3. En premier lieu, dans son arrêt n°s 373263, 373311 du 27 mars 2015, le Conseil d'Etat a considéré qu'à la date à laquelle l'enquête préliminaire avait été engagée dans l'affaire Emica/Fontbonne, M. B...n'assurait plus l'intérim des fonctions de Procureur de la République de Basse-Terre, qu'il relevait ainsi de l'autorité hiérarchique de celui-ci et non directement du Procureur général près la Cour d'appel de Basse-Terre et qu'il avait rendu compte de son action au Procureur de la République assurant l'intérim. Ainsi que le tribunal administratif l'a jugé à bon droit, il ne peut, par suite, être reproché à M. B...une absence d'information et de consultation en temps utile du parquet général sur l'engagement d'une enquête préliminaire qu'il avait confiée à la gendarmerie dans cette affaire.

4. En second lieu, d'une part, il ressort des pièces du dossier que M.B..., qui a exercé les fonctions de procureur de la République par intérim du 6 au 23 juillet 2013, a saisi, le 12 juillet 2013, la direction interrégionale de la police judiciaire (DIPJ) à la suite d'un signalement de la cellule TRACFIN le 24 janvier 2013, pour enquêter sur l'affaire de la villa Noureev, laquelle impliquait deux notaires, sans en informer le Procureur général sous l'autorité duquel il se trouvait alors placé, et qui n'en a, selon l'" appréciation complémentaire " datée du 2 octobre 2014, été informé que le 18 octobre 2013 par la direction des affaires criminelles et des grâces du ministère de la justice.
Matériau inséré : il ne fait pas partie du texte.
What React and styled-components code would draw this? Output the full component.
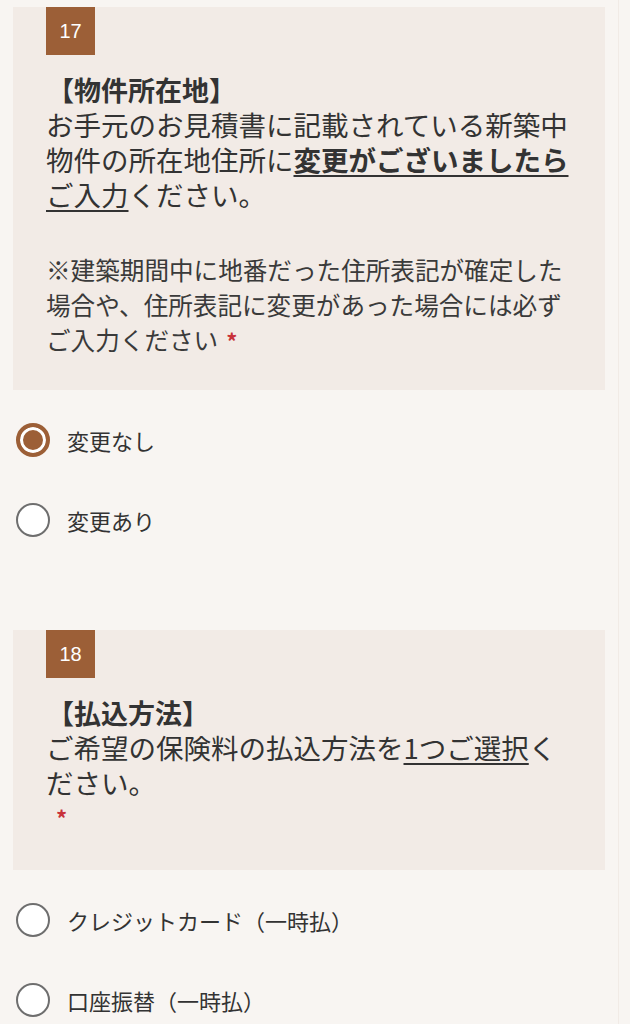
import React, { useState } from "react";
import styled, { createGlobalStyle } from "styled-components";

const GlobalStyle = createGlobalStyle`
  html, body {
    margin: 0;
    padding: 0;
    background: #f8f5f2;
  }
  body {
    font-family: "Noto Sans CJK JP", "Noto Sans", sans-serif;
    color: #333;
  }
`

const Page = styled.div`
  width: 619px;
  min-height: 1024px;
  padding-top: 7px;
  border-right: 1px solid #f1ebe6;
  box-sizing: border-box;
`

const Question = styled.section`
  margin: 0 0 ${(p) => p.$gap}px 13px;
`

const Card = styled.div`
  width: 592px;
  box-sizing: border-box;
  background: #f2ebe6;
  padding: 0 33px ${(p) => p.$bottom}px 33px;
`

const Badge = styled.div`
  width: 49px;
  height: 48px;
  background: #9c5f37;
  color: #fff;
  font-family: "Liberation Sans", Arial, sans-serif;
  font-size: 20px;
  display: flex;
  align-items: center;
  justify-content: center;
  margin-bottom: 17px;
`

const Title = styled.div`
  font-weight: 700;
  font-size: 27px;
  line-height: 35px;
  margin-left: 1px;
`

const Body = styled.div`
  font-size: 27.5px;
  line-height: 35px;
  color: #333;
`

const Note = styled.div`
  font-size: 24.6px;
  line-height: 35px;
  margin-top: 40px;
  color: #3a3a3a;
`

const Strong = styled.span`
  font-weight: 700;
  text-decoration: underline;
  text-underline-offset: 4px;
  text-decoration-thickness: 2px;
`

const Under = styled.span`
  text-decoration: underline;
  text-underline-offset: 4px;
  text-decoration-thickness: 1.5px;
`

const Required = styled.span`
  color: #c8323a;
  font-size: 22px;
  font-weight: 700;
  display: ${(p) => (p.$block ? "block" : "inline")};
  margin-left: ${(p) => (p.$block ? "10px" : "8px")};
  line-height: 35px;
`

const Options = styled.div`
  padding-top: 10px;
  margin-left: 3px;
`

const Option = styled.label`
  display: flex;
  align-items: center;
  gap: 17px;
  padding: 23px 0;
  cursor: pointer;
`

const Circle = styled.span`
  width: 34px;
  height: 34px;
  box-sizing: border-box;
  border-radius: 50%;
  flex-shrink: 0;
  background: ${(p) => (p.$checked ? "#9c5f37" : "#fff")};
  border: ${(p) => (p.$checked ? "4px solid #9c5f37" : "2px solid #6e6e6e")};
  box-shadow: ${(p) => (p.$checked ? "inset 0 0 0 3px #fff" : "none")};
`

const Label = styled.span`
  font-size: 22px;
  color: #333;
`

function RadioGroup({ options, value, onChange }) {
  return (
    <Options>
      {options.map((o) => (
        <Option key={o} onClick={() => onChange(o)}>
          <Circle $checked={value === o} />
          <Label>{o}</Label>
        </Option>
      ))}
    </Options>
  );
}

export default function App() {
  const [address, setAddress] = useState("変更なし");
  const [payment, setPayment] = useState("");

  return (
    <>
      <GlobalStyle />
      <Page>
        <Question $gap={70}>
          <Card $bottom={32}>
            <Badge>17</Badge>
            <Title>【物件所在地】</Title>
            <Body>
              お手元のお見積書に記載されている新築中物件の所在地住所に
              <Strong>変更がございましたら</Strong>
              <Under>ご入力</Under>ください。
            </Body>
            <Note>
              ※建築期間中に地番だった住所表記が確定した場合や、住所表記に変更があった場合には必ずご入力ください
              <Required>*</Required>
            </Note>
          </Card>
          <RadioGroup
            options={["変更なし", "変更あり"]}
            value={address}
            onChange={setAddress}
          />
        </Question>

        <Question $gap={0}>
          <Card $bottom={35}>
            <Badge>18</Badge>
            <Title>【払込方法】</Title>
            <Body>
              ご希望の保険料の払込方法を<Under>1つご選択</Under>ください。
            </Body>
            <Required $block>*</Required>
          </Card>
          <RadioGroup
            options={["クレジットカード（一時払）", "口座振替（一時払）"]}
            value={payment}
            onChange={setPayment}
          />
        </Question>
      </Page>
    </>
  );
}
Il ressort toutefois d'un courrier adressé le 31 décembre 2013 par le nouveau Procureur de la République ayant pris ses fonctions le 1er septembre 2013, au Procureur général, que M. B...attendait les résultats des premières investigations pour procéder à l'information du parquet général sur des éléments factuels certains, et que " les investigations dans ce dossier n'ont connu aucune évolution notable entre le moment où la DIPJ avait été saisie et le moment où il (...) a été rendu compte " au Procureur général.

5. D'autre part, s'il ressort de l'" appréciation complémentaire " établie le 2 octobre 2014 par le Procureur général que M. B...a, le 12 octobre 2012, laissé la brigade de gendarmerie de Marigot enquêter sur l'affaire des installations électriques de cette même brigade, puis a engagé des poursuites les 24 et 29 août 2013, sans transmettre aucun rapport au Procureur de la République par intérim et au Procureur général, il ressort également des pièces du dossier que le Procureur de la République par intérim était destinataire en copie des courriers électroniques échangés avant l'engagement des poursuites entre M. B...et la gendarmerie, et que le nouveau Procureur de la République entré en fonction le 1er septembre 2013, a été informé par l'une des parties à laquelle il a répondu par un courrier daté du 2 septembre 2013.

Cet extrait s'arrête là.